Quanto aos presentes, eles cumprem, com esse gesto, a profecia de Isaías: “Virão todos de Sabá, trazendo ouro e incenso, e publicando os louvores do Senhor. Todo o gado menor de Cedar se reunirá junto a ti, os carneiros de Nabaiot ficarão à tua disposição; fá-los-ão subir sobre meu altar para minha satisfação, e para a honra de meu templo glorioso” (Is 60, 6-7).

“Ao reconhecê-Lo como rei, ofereceram as primícias excelentes e preciosas do templo: o ouro que guardavam; por entender que Ele era de natureza divina e celestial, ofertaram incenso perfumado, forma de oração verdadeira, oferecida como suave odor do Espírito Santo; e em reconhecimento de que sua natureza humana receberia sepultura temporal, ofereceram mirra”.15

3 AQUINO, São Tomás de. Suma Teológica III, q. 36, a. 2, resp. c.
4 AQUINO, São Tomás de. Suma Teológica III, q. 36, a. 3 ad I.
5 MopsuÉstia, Teodoro de, Fragmentos sobre o Evangelho de Mateus, 6.
6 Cf. AQUINO, São Tomás de. Suma Teológica III, q. 36 a. 3c.
7 TUYA OP, Pe. Manuel de. Bíblia Comentada. Madrid: BAC, 1964, v. II, p. 35.
8 AQUINO, São Tomás de. Suma Teológica III, q. 36, a. 5 resp.
9 Ver quadro anexo: Não foi uma das estrelas do céu.
10 FILLION, Louis-Claude. Vida de Nuestro Señor Jesucristo. Madrid: Rialp, 2000. v. I. p. 7-8.

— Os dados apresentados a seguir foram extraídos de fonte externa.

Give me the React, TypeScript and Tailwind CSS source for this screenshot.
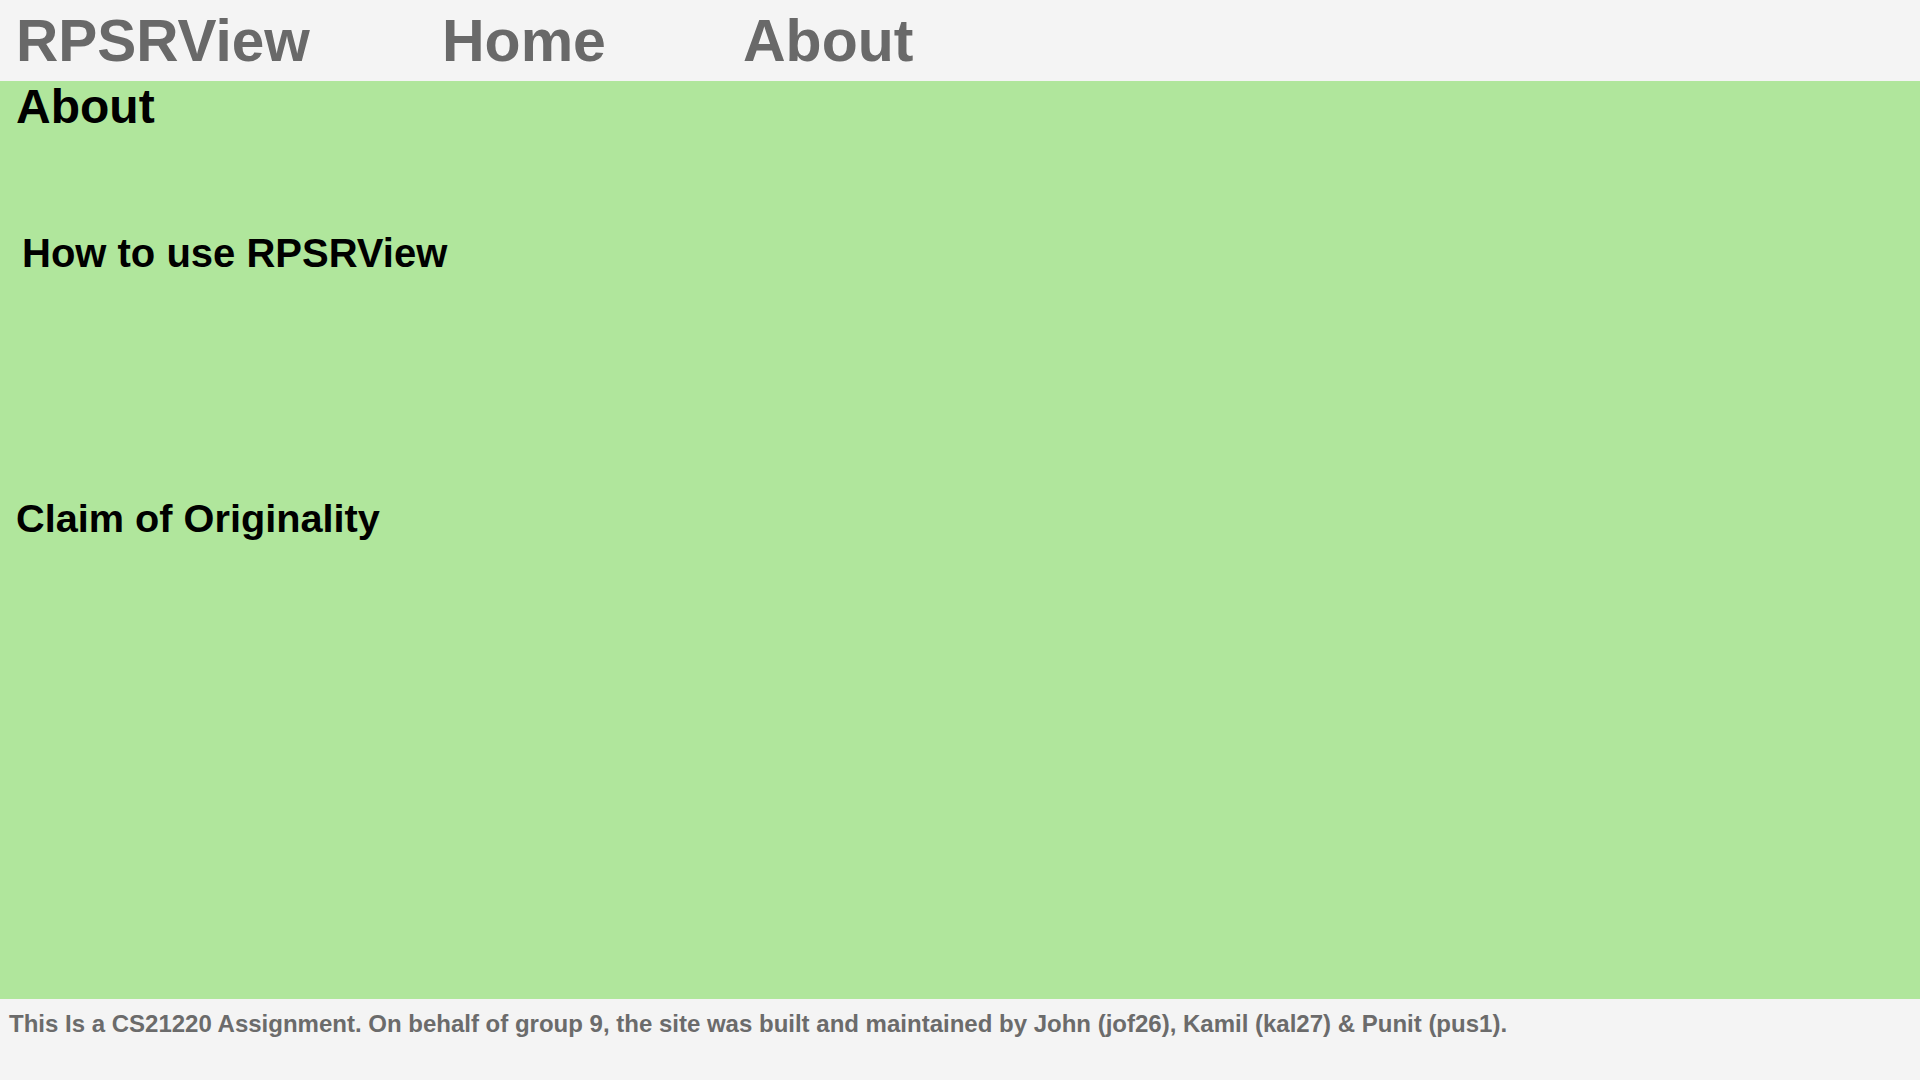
import React from "react";

export default function App() {
  return (
    <div
      className="flex h-[1080px] w-[1920px] flex-col overflow-hidden"
      style={{ fontFamily: '"Liberation Sans", Arial, sans-serif' }}
    >
      <header className="flex h-[81px] shrink-0 items-start bg-[#f4f4f4] pt-[12px] pl-[16px]">
        <nav className="flex items-start font-bold text-[59px] leading-none text-[#696969]">
          <a className="w-[426px] text-[58.5px]">RPSRView</a>
          <a className="w-[301px]">Home</a>
          <a>About</a>
        </nav>
      </header>
      <main className="flex h-[918px] shrink-0 flex-col bg-[#b0e69c] text-black">
        <h1 className="mt-[2px] pl-[16px] text-[48px] font-bold leading-none">About</h1>
        <h2 className="mt-[102px] pl-[22px] text-[40px] font-bold leading-none">How to use RPSRView</h2>
        <h2 className="mt-[226px] pl-[16px] text-[39.7px] font-bold leading-none">Claim of Originality</h2>
      </main>
      <footer className="flex-1 bg-[#f4f4f4] pt-[13px] pl-[9px]">
        <p className="text-[24px] font-bold leading-none text-[#6b6b6b]">
          This Is a CS21220 Assignment. On behalf of group 9, the site was built and maintained by John (jof26), Kamil (kal27) &amp; Punit (pus1).
        </p>
      </footer>
    </div>
  );
}
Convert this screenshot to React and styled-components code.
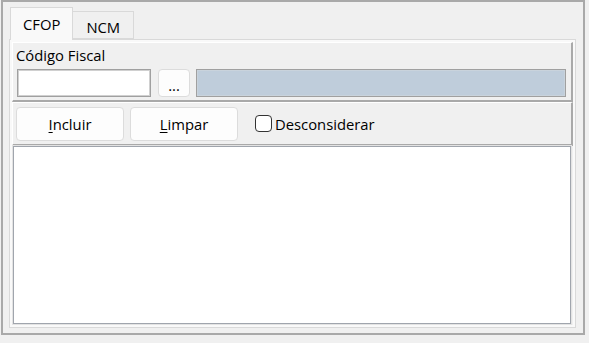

11 Homilias sobre o Evangelho de Mateus, 6, 4: PG 57, 67-68.
12 Cf. Antiguidades dos Judeus, l. XV, c. 10, 4.
13 TUYA OP, Pe. Manuel de. Op. Cit. p. 39.
14 AQUINO, São Tomás de. Suma Teológica III, q. 36 a. 8, resp.
15 ANÔNIMO. Obra incompleta sobre o Evangelho de Mateus, 2: PG 56, 642.